Mostly Russell tries to stay out of sight — and with some exceptions, she has.
Since the bombings, she’s been photographed just twice: once grabbing lunch at a Chipotle near her family’s home with her daughter and a longtime friend. In January, she turned up again — this time in court in Massachusetts, after she was stopped while speeding with a suspended driver’s license.
Russell told the judge she had not gotten notice that her license had been suspended because she moved and had not received her mail from her old Cambridge address — a simple explanation for a dramatic year.
Mobbed outside the courthouse by local reporters, Russell said nothing when she was asked if she had anything to say publicly about the bombings.
“This is your opportunity to speak out,” a reporter said.
Russell just kept walking.
Her silence has only heightened curiosity about her life — and deepened interest in her evolution from a young woman many described as a “social butterfly” into a silent, mysterious figure caught up in a terrorism investigation.
Unlike many people her age, Russell has almost no presence on social media. Tsarnaev reportedly forced her to close her Facebook account, but there are a handful of pictures still floating around in public that illustrate the dramatic transformation she underwent when she met her husband.
When she left home in the summer of 2007 to study communications at Suffolk University in Boston, Russell was a fresh-faced brunette. Less than two years later, in early 2009, she had chopped her hair into a short platinum-blond bob and wore heavy makeup. At some point that year, she is believed to have met the man who would become her husband through friends, and they dated on and off.
A year later, in February 2010, a friend took a picture of Russell wearing a hijab while sitting at a bar. Four months later, Russell married Tsarnaev in a brief ceremony attended by two witnesses at a mosque outside Boston. By then, she had dropped out of Suffolk and was five months pregnant with their daughter.
In the years since, few pictures have surfaced of the life she shared with Tsarnaev. While reports have suggested she was estranged from her family, who reportedly disapproved of Tsarnaev, her attorney says Russell and her husband were frequent visitors to her parents’ home in Rhode Island. “Every family has their issues, but there was no estrangement,” DeLuca said.

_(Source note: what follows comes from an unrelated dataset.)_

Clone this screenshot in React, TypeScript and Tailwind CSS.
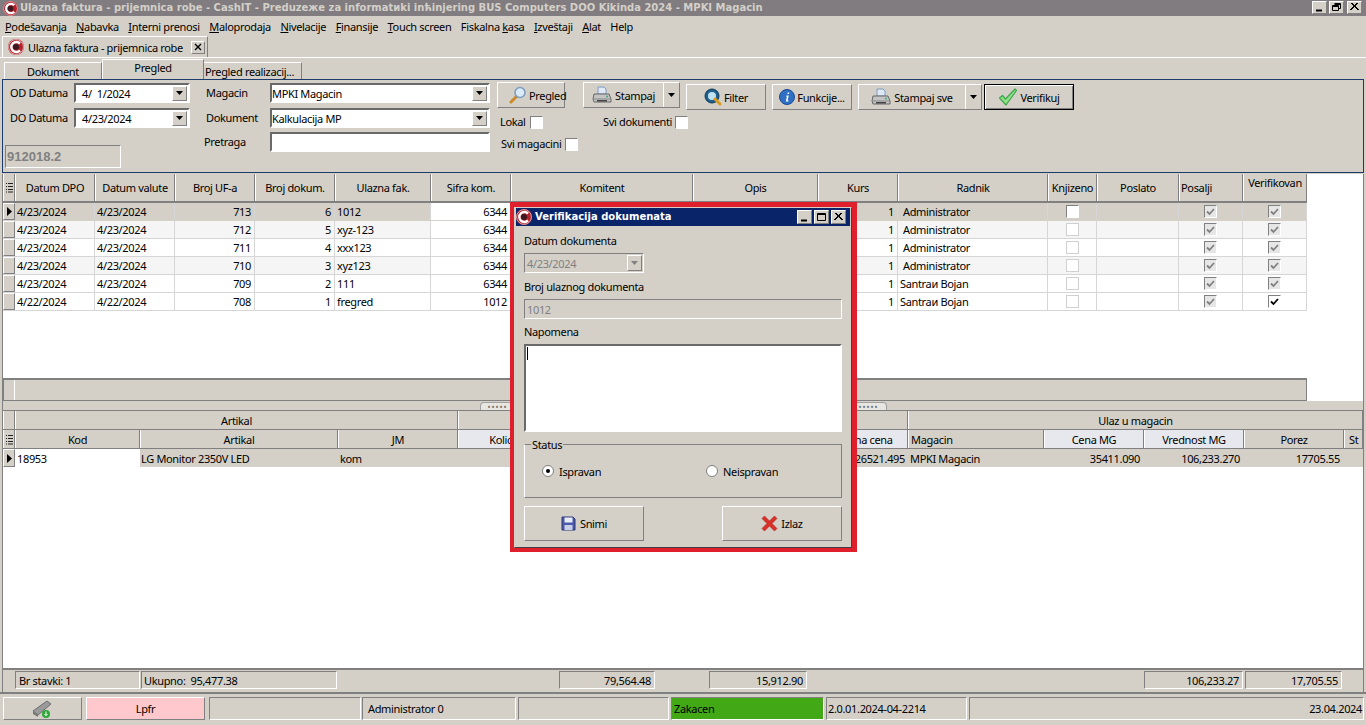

It’s unclear what the relationship was like between Russell and Tsarnaev. Numerous friends who knew Russell during that period of time declined to comment, but her former roommates, who were not named, told NPR last year that Tsarnaev was controlling and manipulative of their friend and frequently prone to anger, calling her a “slut” or “prostitute” and throwing furniture during their fights.
But Russell stayed in the marriage and appeared to be happy — at least according to her parents’ neighbors who recalled her smiling and waving when she would visit Rhode Island with her husband and child.
In February, online supporters of Tsarnaev, who argue he was framed for the attacks, unearthed a photo they said was Russell’s profile photo on the popular chat app Whatsapp. The photo features Tsarnaev and Russell happily posing together — a perfect picture of a young couple in love.
And that’s one element that has made the last year “difficult” for Russell, according to her attorney: She loved her husband, and the life she had was torn asunder.
“Everything she thought was good and the stability she had in her life was gone,” DeLuca said. “No matter who you are, when this happens to you, regardless of what the person is accused of or what they did do, you lose your husband, you lose your family and you find yourself in a place that no one would ever dream of being in, and it’s pretty disturbing.”
Russell, he said, is concerned that she will never have a normal life again.
“Fortunately … she’s young,” DeLuca said. “Hopefully, she can get on with her life someday.”